Defining Your Core
Our goal as leaders is to continually increase our influence (our universe), but we run into limitations imposed by our capacity to produce. There is only so much we can do. Defining our core helps us reduce the percentage of our universe that we actively touch. So how do we do it? We start by taking inventory of our professional universe – the whole of that which we oversee. We then pull from that inventory those things that only we can do. Those tasks represent the first level of discipline required in defining one’s core. We then aggressively deny engagement in anything that anyone else can do. That’s the second level of discipline and it is under constant attack for reasons like:
- we like doing certain things
- we’ve always done them
- we’re good at them
- engaging in some activities is like scratching an itch; they’re satisfying
- we decide that doing them is just faster and easier than orienting someone else to them
Involvement in activites and tasks that are outside our core tend to swell it, thus reducing our availability for doing those things that really leverage our skills and contributions.
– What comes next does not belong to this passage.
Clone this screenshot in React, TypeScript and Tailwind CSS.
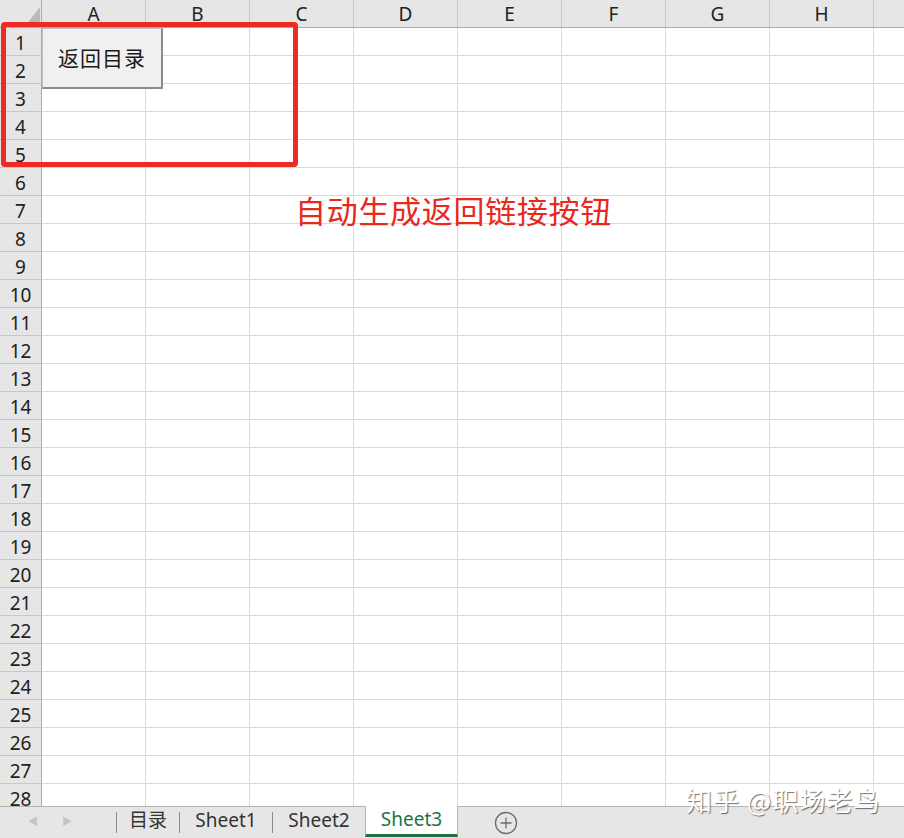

Keep in mind that periodically engaging in them is okay, even appropriate at times, if they are done consciously and identified as anomalies. After doing them our core snaps back to its best shape and size.
Theoretically, our professional universe can expand infinitely. What we have to do as it grows is redefine what it is that we must let go of and what it is that only we can do. Since we tend to gravitate, in trying times, toward those things in which we are confident, we find ourselves clinging to things that represent our former roles; and are now parts of others’ new roles.
To grow as leaders we must challenge ourselves to define our cores, and aggressively protect them.